Every record below should be printed exactly as it appears.

[Start of Supplied material]

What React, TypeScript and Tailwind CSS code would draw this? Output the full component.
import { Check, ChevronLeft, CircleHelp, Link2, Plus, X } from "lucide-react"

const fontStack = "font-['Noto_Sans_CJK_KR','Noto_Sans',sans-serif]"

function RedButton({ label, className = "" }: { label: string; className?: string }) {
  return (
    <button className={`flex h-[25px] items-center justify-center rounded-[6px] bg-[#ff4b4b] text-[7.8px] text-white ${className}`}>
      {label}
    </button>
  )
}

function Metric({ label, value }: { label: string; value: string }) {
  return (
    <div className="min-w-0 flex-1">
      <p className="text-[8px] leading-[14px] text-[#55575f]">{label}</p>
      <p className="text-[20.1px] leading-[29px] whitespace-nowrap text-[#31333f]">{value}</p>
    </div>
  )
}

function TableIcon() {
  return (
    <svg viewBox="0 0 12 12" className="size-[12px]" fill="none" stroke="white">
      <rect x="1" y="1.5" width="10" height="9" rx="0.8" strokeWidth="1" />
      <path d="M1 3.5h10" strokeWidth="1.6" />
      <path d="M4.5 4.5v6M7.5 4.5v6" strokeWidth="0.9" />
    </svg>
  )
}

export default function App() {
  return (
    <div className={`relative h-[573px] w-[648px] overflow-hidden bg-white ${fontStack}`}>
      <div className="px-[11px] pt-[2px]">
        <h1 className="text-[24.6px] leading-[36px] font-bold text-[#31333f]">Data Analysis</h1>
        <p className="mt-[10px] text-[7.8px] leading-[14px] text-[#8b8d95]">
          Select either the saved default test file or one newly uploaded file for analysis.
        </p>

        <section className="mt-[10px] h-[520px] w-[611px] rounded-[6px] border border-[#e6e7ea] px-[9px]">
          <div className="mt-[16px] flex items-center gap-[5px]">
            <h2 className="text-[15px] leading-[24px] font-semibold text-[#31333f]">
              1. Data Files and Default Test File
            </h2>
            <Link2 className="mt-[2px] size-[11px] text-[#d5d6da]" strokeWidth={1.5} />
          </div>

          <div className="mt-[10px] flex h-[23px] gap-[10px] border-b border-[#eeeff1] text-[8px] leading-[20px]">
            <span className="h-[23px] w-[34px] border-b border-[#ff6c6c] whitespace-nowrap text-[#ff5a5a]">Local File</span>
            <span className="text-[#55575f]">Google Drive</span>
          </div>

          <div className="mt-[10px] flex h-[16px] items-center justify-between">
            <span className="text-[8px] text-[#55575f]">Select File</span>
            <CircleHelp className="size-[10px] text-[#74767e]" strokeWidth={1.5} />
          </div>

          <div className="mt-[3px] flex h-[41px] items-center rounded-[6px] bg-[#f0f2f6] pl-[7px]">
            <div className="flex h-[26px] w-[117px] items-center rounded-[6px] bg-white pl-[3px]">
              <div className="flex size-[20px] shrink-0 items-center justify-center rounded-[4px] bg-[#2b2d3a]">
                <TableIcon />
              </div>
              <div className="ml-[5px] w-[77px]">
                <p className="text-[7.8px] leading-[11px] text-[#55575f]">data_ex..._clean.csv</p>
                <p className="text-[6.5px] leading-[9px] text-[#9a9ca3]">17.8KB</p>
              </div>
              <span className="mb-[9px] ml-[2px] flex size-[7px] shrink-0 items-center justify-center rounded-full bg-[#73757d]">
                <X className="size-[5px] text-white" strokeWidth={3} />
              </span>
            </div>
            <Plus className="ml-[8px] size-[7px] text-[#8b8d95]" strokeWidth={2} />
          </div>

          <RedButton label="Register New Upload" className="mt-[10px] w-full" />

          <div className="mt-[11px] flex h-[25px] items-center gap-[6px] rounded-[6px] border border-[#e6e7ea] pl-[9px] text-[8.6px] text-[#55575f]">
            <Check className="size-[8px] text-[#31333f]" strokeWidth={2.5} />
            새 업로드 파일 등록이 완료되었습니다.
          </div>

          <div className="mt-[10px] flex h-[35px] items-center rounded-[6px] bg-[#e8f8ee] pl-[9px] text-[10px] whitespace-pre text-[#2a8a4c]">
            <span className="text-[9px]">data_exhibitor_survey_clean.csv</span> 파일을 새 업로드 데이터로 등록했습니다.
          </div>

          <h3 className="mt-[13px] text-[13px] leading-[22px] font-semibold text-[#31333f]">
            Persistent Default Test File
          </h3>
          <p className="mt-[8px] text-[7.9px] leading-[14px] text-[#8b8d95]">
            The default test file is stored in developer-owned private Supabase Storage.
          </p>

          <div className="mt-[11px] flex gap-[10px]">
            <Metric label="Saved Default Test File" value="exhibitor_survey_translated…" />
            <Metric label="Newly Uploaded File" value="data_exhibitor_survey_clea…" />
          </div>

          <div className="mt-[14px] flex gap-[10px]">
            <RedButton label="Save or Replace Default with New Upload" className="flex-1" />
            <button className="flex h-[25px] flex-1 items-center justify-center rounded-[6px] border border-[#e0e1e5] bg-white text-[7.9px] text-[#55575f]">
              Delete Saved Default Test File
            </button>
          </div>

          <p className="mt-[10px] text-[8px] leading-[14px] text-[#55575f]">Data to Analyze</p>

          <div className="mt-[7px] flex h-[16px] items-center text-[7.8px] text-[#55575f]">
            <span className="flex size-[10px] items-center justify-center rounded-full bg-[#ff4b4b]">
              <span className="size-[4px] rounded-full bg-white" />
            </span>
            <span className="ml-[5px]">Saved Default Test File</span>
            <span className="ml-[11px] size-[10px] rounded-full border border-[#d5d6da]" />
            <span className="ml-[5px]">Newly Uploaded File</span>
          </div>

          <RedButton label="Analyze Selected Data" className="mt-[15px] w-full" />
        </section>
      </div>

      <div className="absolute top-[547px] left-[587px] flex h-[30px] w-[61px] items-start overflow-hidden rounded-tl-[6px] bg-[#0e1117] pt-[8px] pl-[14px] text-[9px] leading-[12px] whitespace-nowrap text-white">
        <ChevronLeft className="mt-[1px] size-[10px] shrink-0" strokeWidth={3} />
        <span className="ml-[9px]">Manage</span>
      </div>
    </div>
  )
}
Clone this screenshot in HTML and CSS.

[End of Supplied material]

### Correct answer
What React, TypeScript and Tailwind CSS code would draw this? Output the full component.
import { Check, ChevronLeft, CircleHelp, Link2, Plus, X } from "lucide-react"

const fontStack = "font-['Noto_Sans_CJK_KR','Noto_Sans',sans-serif]"

function RedButton({ label, className = "" }: { label: string; className?: string }) {
  return (
    <button className={`flex h-[25px] items-center justify-center rounded-[6px] bg-[#ff4b4b] text-[7.8px] text-white ${className}`}>
      {label}
    </button>
  )
}

function Metric({ label, value }: { label: string; value: string }) {
  return (
    <div className="min-w-0 flex-1">
      <p className="text-[8px] leading-[14px] text-[#55575f]">{label}</p>
      <p className="text-[20.1px] leading-[29px] whitespace-nowrap text-[#31333f]">{value}</p>
    </div>
  )
}

function TableIcon() {
  return (
    <svg viewBox="0 0 12 12" className="size-[12px]" fill="none" stroke="white">
      <rect x="1" y="1.5" width="10" height="9" rx="0.8" strokeWidth="1" />
      <path d="M1 3.5h10" strokeWidth="1.6" />
      <path d="M4.5 4.5v6M7.5 4.5v6" strokeWidth="0.9" />
    </svg>
  )
}

export default function App() {
  return (
    <div className={`relative h-[573px] w-[648px] overflow-hidden bg-white ${fontStack}`}>
      <div className="px-[11px] pt-[2px]">
        <h1 className="text-[24.6px] leading-[36px] font-bold text-[#31333f]">Data Analysis</h1>
        <p className="mt-[10px] text-[7.8px] leading-[14px] text-[#8b8d95]">
          Select either the saved default test file or one newly uploaded file for analysis.
        </p>

        <section className="mt-[10px] h-[520px] w-[611px] rounded-[6px] border border-[#e6e7ea] px-[9px]">
          <div className="mt-[16px] flex items-center gap-[5px]">
            <h2 className="text-[15px] leading-[24px] font-semibold text-[#31333f]">
              1. Data Files and Default Test File
            </h2>
            <Link2 className="mt-[2px] size-[11px] text-[#d5d6da]" strokeWidth={1.5} />
          </div>

          <div className="mt-[10px] flex h-[23px] gap-[10px] border-b border-[#eeeff1] text-[8px] leading-[20px]">
            <span className="h-[23px] w-[34px] border-b border-[#ff6c6c] whitespace-nowrap text-[#ff5a5a]">Local File</span>
            <span className="text-[#55575f]">Google Drive</span>
          </div>

          <div className="mt-[10px] flex h-[16px] items-center justify-between">
            <span className="text-[8px] text-[#55575f]">Select File</span>
            <CircleHelp className="size-[10px] text-[#74767e]" strokeWidth={1.5} />
          </div>

          <div className="mt-[3px] flex h-[41px] items-center rounded-[6px] bg-[#f0f2f6] pl-[7px]">
            <div className="flex h-[26px] w-[117px] items-center rounded-[6px] bg-white pl-[3px]">
              <div className="flex size-[20px] shrink-0 items-center justify-center rounded-[4px] bg-[#2b2d3a]">
                <TableIcon />
              </div>
              <div className="ml-[5px] w-[77px]">
                <p className="text-[7.8px] leading-[11px] text-[#55575f]">data_ex..._clean.csv</p>
                <p className="text-[6.5px] leading-[9px] text-[#9a9ca3]">17.8KB</p>
              </div>
              <span className="mb-[9px] ml-[2px] flex size-[7px] shrink-0 items-center justify-center rounded-full bg-[#73757d]">
                <X className="size-[5px] text-white" strokeWidth={3} />
              </span>
            </div>
            <Plus className="ml-[8px] size-[7px] text-[#8b8d95]" strokeWidth={2} />
          </div>

          <RedButton label="Register New Upload" className="mt-[10px] w-full" />

          <div className="mt-[11px] flex h-[25px] items-center gap-[6px] rounded-[6px] border border-[#e6e7ea] pl-[9px] text-[8.6px] text-[#55575f]">
            <Check className="size-[8px] text-[#31333f]" strokeWidth={2.5} />
            새 업로드 파일 등록이 완료되었습니다.
          </div>

          <div className="mt-[10px] flex h-[35px] items-center rounded-[6px] bg-[#e8f8ee] pl-[9px] text-[10px] whitespace-pre text-[#2a8a4c]">
            <span className="text-[9px]">data_exhibitor_survey_clean.csv</span> 파일을 새 업로드 데이터로 등록했습니다.
          </div>

          <h3 className="mt-[13px] text-[13px] leading-[22px] font-semibold text-[#31333f]">
            Persistent Default Test File
          </h3>
          <p className="mt-[8px] text-[7.9px] leading-[14px] text-[#8b8d95]">
            The default test file is stored in developer-owned private Supabase Storage.
          </p>

          <div className="mt-[11px] flex gap-[10px]">
            <Metric label="Saved Default Test File" value="exhibitor_survey_translated…" />
            <Metric label="Newly Uploaded File" value="data_exhibitor_survey_clea…" />
          </div>

          <div className="mt-[14px] flex gap-[10px]">
            <RedButton label="Save or Replace Default with New Upload" className="flex-1" />
            <button className="flex h-[25px] flex-1 items-center justify-center rounded-[6px] border border-[#e0e1e5] bg-white text-[7.9px] text-[#55575f]">
              Delete Saved Default Test File
            </button>
          </div>

          <p className="mt-[10px] text-[8px] leading-[14px] text-[#55575f]">Data to Analyze</p>

          <div className="mt-[7px] flex h-[16px] items-center text-[7.8px] text-[#55575f]">
            <span className="flex size-[10px] items-center justify-center rounded-full bg-[#ff4b4b]">
              <span className="size-[4px] rounded-full bg-white" />
            </span>
            <span className="ml-[5px]">Saved Default Test File</span>
            <span className="ml-[11px] size-[10px] rounded-full border border-[#d5d6da]" />
            <span className="ml-[5px]">Newly Uploaded File</span>
          </div>

          <RedButton label="Analyze Selected Data" className="mt-[15px] w-full" />
        </section>
      </div>

      <div className="absolute top-[547px] left-[587px] flex h-[30px] w-[61px] items-start overflow-hidden rounded-tl-[6px] bg-[#0e1117] pt-[8px] pl-[14px] text-[9px] leading-[12px] whitespace-nowrap text-white">
        <ChevronLeft className="mt-[1px] size-[10px] shrink-0" strokeWidth={3} />
        <span className="ml-[9px]">Manage</span>
      </div>
    </div>
  )
}
Clone this screenshot in HTML and CSS.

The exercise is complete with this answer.